Como sabemos, la casa tiene una inmensa grieta, que la socava desde sus cimientos. Algo que tal vez quedó mal puesto desde el inicio de los tiempos, o que se fue haciendo más y más profundo. Ya lo había advertido el narrador: a pesar de la imperfección de cada pieza, de cada molde de concreto, de cada ladrillo; a pesar de la imperfección con que se habían ensamblado aquellas partes, el todo… funcionaba. Tomada la casa como un mundo, aquella exacerbación o agudización sensorial extrema supone, finalmente, una agudización de la sensación de uno mismo: la conciencia sobre la conciencia pero llevada a límites inauditos.
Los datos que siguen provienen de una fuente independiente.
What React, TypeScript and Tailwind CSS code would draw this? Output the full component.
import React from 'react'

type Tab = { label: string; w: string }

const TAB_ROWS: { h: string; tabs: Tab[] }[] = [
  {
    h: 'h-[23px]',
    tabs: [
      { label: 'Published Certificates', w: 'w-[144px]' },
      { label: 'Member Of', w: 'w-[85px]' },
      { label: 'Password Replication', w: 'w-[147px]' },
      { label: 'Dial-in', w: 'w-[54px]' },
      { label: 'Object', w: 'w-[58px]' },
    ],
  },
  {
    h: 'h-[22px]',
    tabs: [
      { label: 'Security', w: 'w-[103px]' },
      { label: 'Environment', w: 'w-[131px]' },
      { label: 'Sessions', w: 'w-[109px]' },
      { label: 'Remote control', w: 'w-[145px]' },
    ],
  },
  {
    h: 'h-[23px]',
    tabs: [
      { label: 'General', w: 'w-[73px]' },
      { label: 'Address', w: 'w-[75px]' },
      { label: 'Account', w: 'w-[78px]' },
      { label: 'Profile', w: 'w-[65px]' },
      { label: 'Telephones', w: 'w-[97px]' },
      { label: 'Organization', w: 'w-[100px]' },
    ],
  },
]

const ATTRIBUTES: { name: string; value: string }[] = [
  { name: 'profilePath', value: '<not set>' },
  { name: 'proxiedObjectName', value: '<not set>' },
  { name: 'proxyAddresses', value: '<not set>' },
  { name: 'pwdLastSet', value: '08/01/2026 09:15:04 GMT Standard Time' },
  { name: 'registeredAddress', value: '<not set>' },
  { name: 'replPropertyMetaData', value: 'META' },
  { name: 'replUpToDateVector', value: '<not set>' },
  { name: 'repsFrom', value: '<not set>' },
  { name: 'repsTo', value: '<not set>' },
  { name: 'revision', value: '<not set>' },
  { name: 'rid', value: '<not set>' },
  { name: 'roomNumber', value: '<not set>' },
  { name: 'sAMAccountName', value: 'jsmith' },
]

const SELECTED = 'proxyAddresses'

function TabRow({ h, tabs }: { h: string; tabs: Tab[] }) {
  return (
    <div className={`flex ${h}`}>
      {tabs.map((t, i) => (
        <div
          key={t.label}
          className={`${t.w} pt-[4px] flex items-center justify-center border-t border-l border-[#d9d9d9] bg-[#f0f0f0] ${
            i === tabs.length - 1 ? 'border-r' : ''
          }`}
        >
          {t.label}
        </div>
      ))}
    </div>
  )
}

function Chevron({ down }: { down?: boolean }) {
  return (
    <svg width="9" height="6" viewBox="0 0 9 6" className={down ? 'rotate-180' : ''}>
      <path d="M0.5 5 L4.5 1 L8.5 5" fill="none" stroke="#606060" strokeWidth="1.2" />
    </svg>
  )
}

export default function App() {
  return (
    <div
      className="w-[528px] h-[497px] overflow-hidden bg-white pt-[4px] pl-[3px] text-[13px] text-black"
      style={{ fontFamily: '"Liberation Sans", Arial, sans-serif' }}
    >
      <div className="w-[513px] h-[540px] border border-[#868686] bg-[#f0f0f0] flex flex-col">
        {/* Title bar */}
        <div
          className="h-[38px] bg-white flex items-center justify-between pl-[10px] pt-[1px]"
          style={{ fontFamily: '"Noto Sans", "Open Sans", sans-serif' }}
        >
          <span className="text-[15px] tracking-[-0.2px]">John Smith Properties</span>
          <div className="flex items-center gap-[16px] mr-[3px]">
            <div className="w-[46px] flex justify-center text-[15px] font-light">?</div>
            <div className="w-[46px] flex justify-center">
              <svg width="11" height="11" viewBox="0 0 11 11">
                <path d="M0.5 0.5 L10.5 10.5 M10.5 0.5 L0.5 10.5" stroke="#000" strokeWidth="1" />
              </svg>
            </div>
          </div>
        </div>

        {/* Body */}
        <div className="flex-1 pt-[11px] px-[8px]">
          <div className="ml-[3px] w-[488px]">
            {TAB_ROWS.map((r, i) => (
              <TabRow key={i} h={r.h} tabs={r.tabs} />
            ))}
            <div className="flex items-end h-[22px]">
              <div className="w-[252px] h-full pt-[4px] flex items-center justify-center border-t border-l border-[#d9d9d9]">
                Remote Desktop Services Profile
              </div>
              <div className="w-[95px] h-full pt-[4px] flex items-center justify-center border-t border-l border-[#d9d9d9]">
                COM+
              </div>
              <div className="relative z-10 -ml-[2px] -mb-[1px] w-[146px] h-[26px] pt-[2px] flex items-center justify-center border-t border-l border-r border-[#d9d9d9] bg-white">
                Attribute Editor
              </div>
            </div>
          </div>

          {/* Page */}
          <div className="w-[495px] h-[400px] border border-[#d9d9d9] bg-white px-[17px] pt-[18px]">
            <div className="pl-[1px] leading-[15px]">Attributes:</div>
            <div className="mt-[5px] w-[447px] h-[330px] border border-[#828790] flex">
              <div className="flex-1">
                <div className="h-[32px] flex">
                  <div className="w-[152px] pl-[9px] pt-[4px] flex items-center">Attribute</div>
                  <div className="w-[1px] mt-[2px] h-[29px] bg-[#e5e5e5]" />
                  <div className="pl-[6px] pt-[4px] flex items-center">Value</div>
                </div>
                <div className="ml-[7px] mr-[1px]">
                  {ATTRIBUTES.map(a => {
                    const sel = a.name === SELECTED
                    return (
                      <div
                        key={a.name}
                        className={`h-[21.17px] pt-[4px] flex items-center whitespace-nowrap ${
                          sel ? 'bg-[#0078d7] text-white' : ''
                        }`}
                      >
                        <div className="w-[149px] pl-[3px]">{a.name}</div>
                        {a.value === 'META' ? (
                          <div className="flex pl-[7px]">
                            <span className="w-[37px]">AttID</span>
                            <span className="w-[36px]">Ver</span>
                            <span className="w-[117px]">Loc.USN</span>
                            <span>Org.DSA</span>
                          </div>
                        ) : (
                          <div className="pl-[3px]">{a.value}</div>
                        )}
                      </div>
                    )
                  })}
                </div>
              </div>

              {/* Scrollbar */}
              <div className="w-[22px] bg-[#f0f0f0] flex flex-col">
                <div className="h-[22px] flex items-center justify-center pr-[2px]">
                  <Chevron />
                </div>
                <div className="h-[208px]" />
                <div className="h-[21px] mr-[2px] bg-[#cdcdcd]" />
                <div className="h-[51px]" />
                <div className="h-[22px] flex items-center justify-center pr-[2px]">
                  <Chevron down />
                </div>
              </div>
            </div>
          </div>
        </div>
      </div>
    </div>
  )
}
Más que el dolor puntual que algún contacto sensorial le provoque a Roderick, el mayor dolor es el “sentido” que tiene él de ese dolor; pero, sobre todo, de sí mismo: de su propia destrucción y la destrucción del resto a su alrededor. Y, por lo tanto, del más espeluznante “sin sentido”.

El valor del genio consiste en tener y expresar una visión del mundo, sea ésta compartida o no por otros. Una visión del mundo implica una visión del hombre, digamos una antropología que, aunque errada según el caso, poseerá siempre al menos un matiz de verdad, fruto de la honestidad que le dio origen. No otra es la importancia y la categoría de lo que llamamos clásico: ser espejo de humanidad. Y escuela, por lo mismo. Poe ciertamente es un clásico: literatura y vida le fueron lo mismo, y así lo expresó en este cuento, que termina así: “pasó un furioso soplo del torbellino, todo el disco del satélite irrumpió de pronto ante mis ojos y mi espíritu vaciló al ver desmoronarse los poderosos muros, y hubo un largo y tumultuoso clamor como la voz de mil torrentes, y a mis pies el profundo y corrompido estanque se cerró sombrío, silencioso, sobre los restos de la Casa Usher”.